Florida has to find that money, not the federal government.
That means you. You have to find that money. A survey of nine utilities last summer estimated that, in order to pay for the needed municipal improvements, a households sewer rates would jump $62 a month, or more than $700 annually.
Even for the EPA, the most enthusiastic supporter of unfunded mandates among hundreds of intrusive federal agencies out there, these new water regulations are spectacularly over the top.
Think about it.
Folks have spent a lot of months driving the skids under Nancy Pelosi or trying. From the left, from the right, shes taken her share of heat. But aren't we going after the wrong bad guy? Nancy Pelosi and all the politicians we want to put out of office are elected. Their constituents can decide their fate. They can throw the bums out. The EPA, on the other hand, is autonomous. It doesnt run for office, it isnt elected, it can't be voted back to oblivion. It truly is the bully on the block, the kid who calls the shots for the rest of the neighborhood.
Certainly it is the essence of a national government to make laws that inconvenience someone, somewhere, and inconvenience almost always costs money. That's completely understandable. But the EPA's hit on Florida goes above and beyond inconvenience and the kind of pricetag you can excuse away.

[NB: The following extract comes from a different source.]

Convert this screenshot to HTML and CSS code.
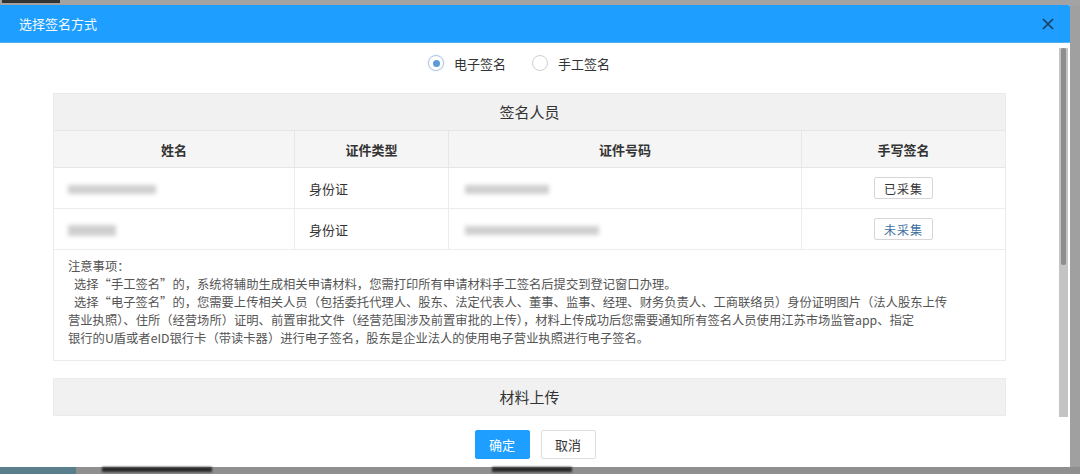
FILE: index.html
```html
<!DOCTYPE html>
<html lang="zh-CN">
<head>
    <meta charset="UTF-8">
    <title>选择签名方式</title>
    <link rel="stylesheet" href="styles.css">
</head>
<body>
    <div class="backdrop-top"><span class="bg-mark"></span></div>
    <div class="stage">
        <div class="dialog">
            <div class="dialog-header">
                <span class="dialog-title">选择签名方式</span>
                <svg class="close-icon" width="12" height="12" viewBox="0 0 12 12">
                    <path d="M1 1 L11 11 M11 1 L1 11" stroke="#1d3b57" stroke-width="1.6" fill="none"/>
                </svg>
            </div>
            <div class="dialog-body">
                <div class="body-content">
                    <div class="radio-row">
                        <label class="radio checked"><span class="radio-dot"></span>电子签名</label>
                        <label class="radio"><span class="radio-dot"></span>手工签名</label>
                    </div>

                    <div class="panel">
                        <div class="panel-title">签名人员</div>
                        <table class="sign-table">
                            <thead>
                                <tr>
                                    <th class="col-name">姓名</th>
                                    <th class="col-type">证件类型</th>
                                    <th class="col-no">证件号码</th>
                                    <th class="col-sign">手写签名</th>
                                </tr>
                            </thead>
                            <tbody>
                                <tr>
                                    <td><span class="blur blur-name1"></span></td>
                                    <td>身份证</td>
                                    <td><span class="blur blur-no1"></span></td>
                                    <td class="center"><button class="small-btn">已采集</button></td>
                                </tr>
                                <tr>
                                    <td><span class="blur blur-name2"></span></td>
                                    <td>身份证</td>
                                    <td><span class="blur blur-no2"></span></td>
                                    <td class="center"><button class="small-btn blue">未采集</button></td>
                                </tr>
                            </tbody>
                        </table>
                        <div class="notes">
                            <p>注意事项：</p>
                            <p class="indent">选择“手工签名”的，系统将辅助生成相关申请材料，您需打印所有申请材料手工签名后提交到登记窗口办理。</p>
                            <p class="indent">选择“电子签名”的，您需要上传相关人员（包括委托代理人、股东、法定代表人、董事、监事、经理、财务负责人、工商联络员）身份证明图片（法人股东上传<br>营业执照）、住所（经营场所）证明、前置审批文件（经营范围涉及前置审批的上传），材料上传成功后您需要通知所有签名人员使用江苏市场监管app、指定<br>银行的U盾或者eID银行卡（带读卡器）进行电子签名，股东是企业法人的使用电子营业执照进行电子签名。</p>
                        </div>
                    </div>

                    <div class="panel upload">
                        <div class="panel-title">材料上传</div>
                    </div>
                </div>
                <div class="scrollbar">
                    <div class="scroll-track"><div class="scroll-thumb"></div></div>
                </div>
            </div>
            <div class="dialog-footer">
                <button class="btn primary">确定</button>
                <button class="btn">取消</button>
            </div>
        </div>
        <div class="side-strip"></div>
    </div>
    <div class="backdrop-bottom">
        <span class="bg-tab"></span>
        <span class="bg-dark w1"></span>
        <span class="bg-dark w2"></span>
    </div>
</body>
</html>
```

FILE: styles.css
```css
body {
    margin: 0;
    padding: 0;
    background-color: #9c9c9c;
    font-family: "Noto Sans CJK SC", "Liberation Sans", sans-serif;
    width: 1080px;
    height: 474px;
    overflow: hidden;
}
.backdrop-top {
    height: 5px;
    overflow: hidden;
    background-color: #a3a3a3;
}
.bg-mark {
    display: block;
    width: 58px;
    height: 3px;
    margin-left: 2px;
    background-color: #333;
    filter: blur(0.6px);
}
.stage {
    display: flex;
    height: 462px;
}
.dialog {
    width: 1070px;
    height: 462px;
    background-color: white;
    display: flex;
    flex-direction: column;
    border-top-right-radius: 2px;
}
.dialog-header {
    height: 37px;
    background-color: #1e9fff;
    border-bottom: 1px solid #4fb0f5;
    display: flex;
    align-items: center;
    justify-content: space-between;
    padding: 0 16px 0 19px;
    border-top-right-radius: 2px;
}
.dialog-title {
    color: #f4f9ff;
    font-size: 13px;
}
.close-icon {
    display: block;
}
.dialog-body {
    height: 377px;
    display: flex;
    overflow: hidden;
}
.body-content {
    width: 1059px;
}
.radio-row {
    height: 40px;
    display: flex;
    align-items: center;
    padding-left: 428px;
    gap: 26px;
}
.radio {
    display: flex;
    align-items: center;
    font-size: 13px;
    color: #333;
}
.radio-dot {
    width: 16px;
    height: 16px;
    border: 1px solid #cfcfcf;
    border-radius: 50%;
    margin-right: 10px;
    box-sizing: border-box;
    display: flex;
    align-items: center;
    justify-content: center;
}
.radio.checked .radio-dot {
    border-color: #a9c6e4;
    box-shadow: 0 0 2px #cfe0f2;
}
.radio.checked .radio-dot::after {
    content: "";
    width: 7px;
    height: 7px;
    border-radius: 50%;
    background-color: #5d9bd8;
}
.panel {
    margin: 10px 0 0 53px;
    width: 953px;
    border: 1px solid #ebebeb;
    box-sizing: border-box;
}
.panel-title {
    height: 36px;
    line-height: 36px;
    background-color: #f1f1f1;
    text-align: center;
    font-size: 15px;
    color: #333;
    border-bottom: 1px solid #e6e6e6;
}
.sign-table {
    width: 100%;
    border-collapse: collapse;
    font-size: 13px;
    color: #333;
}
.sign-table th {
    height: 36px;
    background-color: #f5f5f5;
    font-weight: bold;
    font-size: 13px;
    color: #333;
    border-right: 1px solid #e6e6e6;
    border-bottom: 1px solid #e6e6e6;
    padding: 0;
}
.sign-table td {
    height: 40px;
    padding: 0 14px;
    border-right: 1px solid #ececec;
    border-bottom: 1px solid #ececec;
}
.sign-table th:last-child,
.sign-table td:last-child {
    border-right: none;
}
.col-name { width: 240px; }
.col-type { width: 153px; }
.col-no { width: 352px; }
.center {
    text-align: center;
}
.blur {
    display: inline-block;
    height: 9px;
    background-color: #cfcfcf;
    filter: blur(2px);
    vertical-align: middle;
}
.blur-name1 { width: 88px; }
.blur-name2 { width: 48px; height: 11px; }
.blur-no1 { width: 84px; margin-left: 2px; }
.blur-no2 { width: 134px; margin-left: 2px; }
.small-btn {
    font-family: inherit;
    font-size: 12px;
    color: #333;
    background-color: white;
    border: 1px solid #d6d6d6;
    border-radius: 2px;
    width: 59px;
    height: 22px;
    padding: 0;
    letter-spacing: 1px;
}
.small-btn.blue {
    color: #3c6e9e;
}
.notes {
    padding: 7px 10px 13px 14px;
    font-size: 12.3px;
    color: #555;
    line-height: 18px;
    white-space: nowrap;
}
.notes p {
    margin: 0;
}
.notes .indent {
    text-indent: 6px;
}
.panel.upload {
    margin-top: 17px;
}
.panel.upload .panel-title {
    border-bottom: none;
}
.scrollbar {
    width: 11px;
    padding-top: 5px;
}
.scroll-track {
    width: 9px;
    height: 369px;
    background-color: #c4c4c4;
    padding-left: 2px;
    box-sizing: border-box;
}
.scroll-thumb {
    width: 5px;
    height: 217px;
    background-color: #8e8e8e;
    border-radius: 2px;
}
.dialog-footer {
    height: 47px;
    display: flex;
    justify-content: center;
    gap: 11px;
    padding-top: 10px;
    box-sizing: border-box;
}
.btn {
    font-family: inherit;
    font-size: 13px;
    width: 55px;
    height: 29px;
    border: 1px solid #dedede;
    border-radius: 2px;
    background-color: white;
    color: #333;
    padding: 0;
}
.btn.primary {
    background-color: #1e9fff;
    border-color: #1e9fff;
    color: white;
}
.side-strip {
    width: 10px;
    background-color: #a0a0a0;
}
.backdrop-bottom {
    height: 7px;
    display: flex;
    background-color: #8f8f8f;
}
.bg-tab {
    width: 76px;
    background-color: #5a7f8c;
}
.bg-dark {
    height: 5px;
    background-color: #2a2a2a;
    filter: blur(1px);
}
.bg-dark.w1 {
    width: 110px;
    margin-left: 26px;
}
.bg-dark.w2 {
    width: 80px;
    margin-left: 280px;
}
```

The EPA -- entering into a "deal" as it has, to settle a lawsuit in the middle of a recession -- can do irreparable harm to Florida.
Every business leader, virtually every public officeholder in the state and in Congress -- including the new governor -- has spoken up at least to delay implementation of the EPA's un-science. They are to be commended.
But it's time to go further. Florida has a good lawyer, newly elected, well heeled for the fight. Let's get her involved.